When circumstances and the evidence changes, policies too need to change. This is the case with the Renewable Energy Target (RET) scheme.
The RET was meant to ensure 20 per cent of our energy supply comes from renewable sources, but because it was not designed to be adjusted if demand for energy falls – as it has – it now accounts for almost 30 per cent of energy supplies.
The best outcome for the community, business and the renewable energy industry would be bipartisan support for a form of a true 20 per cent RET that doesn’t risk falling short of its megawatt target at a huge cost to consumers.
The risk is that while reaching the existing megawatt target might be technically possible, it is unlikely to be commercially possible.
The commercial risks in the electricity and renewable energy certificate market are just too great to pull through large-scale renewable energy (predominately wind) investments in the coming years.
First, the price of renewable energy certificates is suppressed to a point which is too low to finance new wind projects due to an oversupply of certificates that are expected to hang in the market until 2017.
Second, because of the decline in energy demand, the wholesale price of electricity is suppressed which isn’t conducive to attracting further investment in any form of energy generation.
Third, because of the lack of bipartisan support on the design of the RET, it makes it very difficult for any investor to allay the commercial risks of regulatory change.
Even after 2017, once the oversupply of certificates is eventually soaked up by the market, it leaves only three years to build a massive amount of wind energy, some 8000 megawatts (MW) in three years.
This compares to 3800 MW of wind energy that the RET, in its various guises, has pulled through over the past 13 years.
To deliver wind on this scale and this quickly would require shorter community consultation on proposed wind farms than has historically occurred and would likely lead to added cost pressures as projects compete for limited resources.
Add all these risks together and it presents a grim investment environment – a market frozen until there is political consensus on the policy of the RET.
What is becoming clear is that unless all parties to this debate are willing to compromise, investment in wind will be stymied, creating the risk of higher electricity prices for consumers. This is because, without new wind investment, the price of certificates will spike.
What is not well understood is that if the certificate price hits the level of what is called the penalty price, electricity consumers will be paying an effective $93 tax with no additional investment in renewable energy.
Under this circumstance, community sympathy for the RET is likely to quickly dissipate and the pressure will come on the government to do more than just amend the existing scheme.
What needs to be recognised is that unwavering support for the existing target will not lead to greater wind investment unless the current issue of certificate oversupply is dealt with and there is a stable and bipartisan policy and investment environment.
If people are really concerned about renewable energy then they should be encouraging an agreement across political parties so as to guarantee a moderate amount of future investment, while reducing the cost burden on consumers.
The fact remains that the RET is an expensive way of reducing Australia’s greenhouse gas emissions.

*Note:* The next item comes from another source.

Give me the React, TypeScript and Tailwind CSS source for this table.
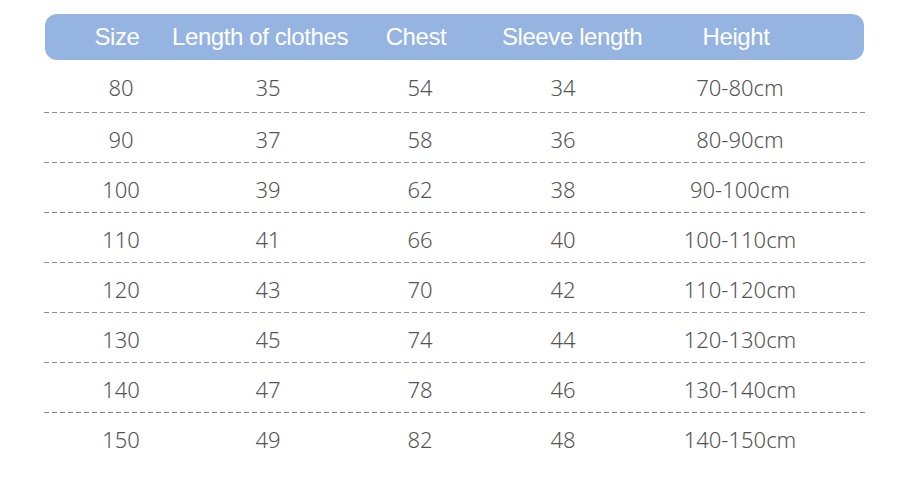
const headers = ['Size', 'Length of clothes', 'Chest', 'Sleeve length', 'Height']

const rows = [
  ['80', '35', '54', '34', '70-80cm'],
  ['90', '37', '58', '36', '80-90cm'],
  ['100', '39', '62', '38', '90-100cm'],
  ['110', '41', '66', '40', '100-110cm'],
  ['120', '43', '70', '42', '110-120cm'],
  ['130', '45', '74', '44', '120-130cm'],
  ['140', '47', '78', '46', '130-140cm'],
  ['150', '49', '82', '48', '140-150cm'],
]

export default function App() {
  return (
    <div className="w-[916px] h-[484px] bg-white pt-[14px] pl-[45px]">
      <div className="w-[819px]">
        {/* header bar */}
        <div className="h-[46px] rounded-[12px] bg-[#95b4e1] grid grid-cols-[144px_142px_170px_142px_186px] items-center font-['Liberation_Sans',Arial,sans-serif] text-[24px] tracking-[-0.4px] text-white">
          {headers.map((h) => (
            <div key={h} className="flex justify-center whitespace-nowrap">{h}</div>
          ))}
        </div>

        {/* rows */}
        {rows.map((r, i) => (
          <div key={r[0]}>
            <div
              className={
                'grid grid-cols-[152px_142px_162px_124px_230px] items-center font-["Noto_Sans",sans-serif] font-light text-[22px] text-[#545454] ' +
                (i === 0 ? 'h-[52px] pt-[3px]' : 'h-[49px] pt-[4px]')
              }
            >
              {r.map((c, j) => (
                <div key={j} className="flex justify-center whitespace-nowrap">{c}</div>
              ))}
            </div>
            {i < rows.length - 1 && (
              <div className="h-px w-[822px] -ml-px bg-[linear-gradient(to_right,#8c8c8c_5px,transparent_5px)] bg-[length:8px_1px] bg-repeat-x" />
            )}
          </div>
        ))}
      </div>
    </div>
  )
}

According to the government’s own modelling by ACIL Allen Consulting, the cost of reducing emissions under the RET is estimated to be between $35 and $68 per tonne – which is significantly more expensive than the uncompetitively high $23 carbon tax.
Saving the furniture on a second-best policy tool to reduce emissions, such as the existing flawed design of the RET, will not create an environment for bipartisanship on climate change policy – it will just push up prices. Instead we are better to have a well-designed market mechanism that reduces emissions on a least-cost basis that does not add to the oversupply in our electricity markets.
All sides of politics need to recognise the consequences of sticking with the existing RET, and seek out the middle ground on a form of a true 20 per cent RET that minimises the risk of higher costs being lumped on consumers.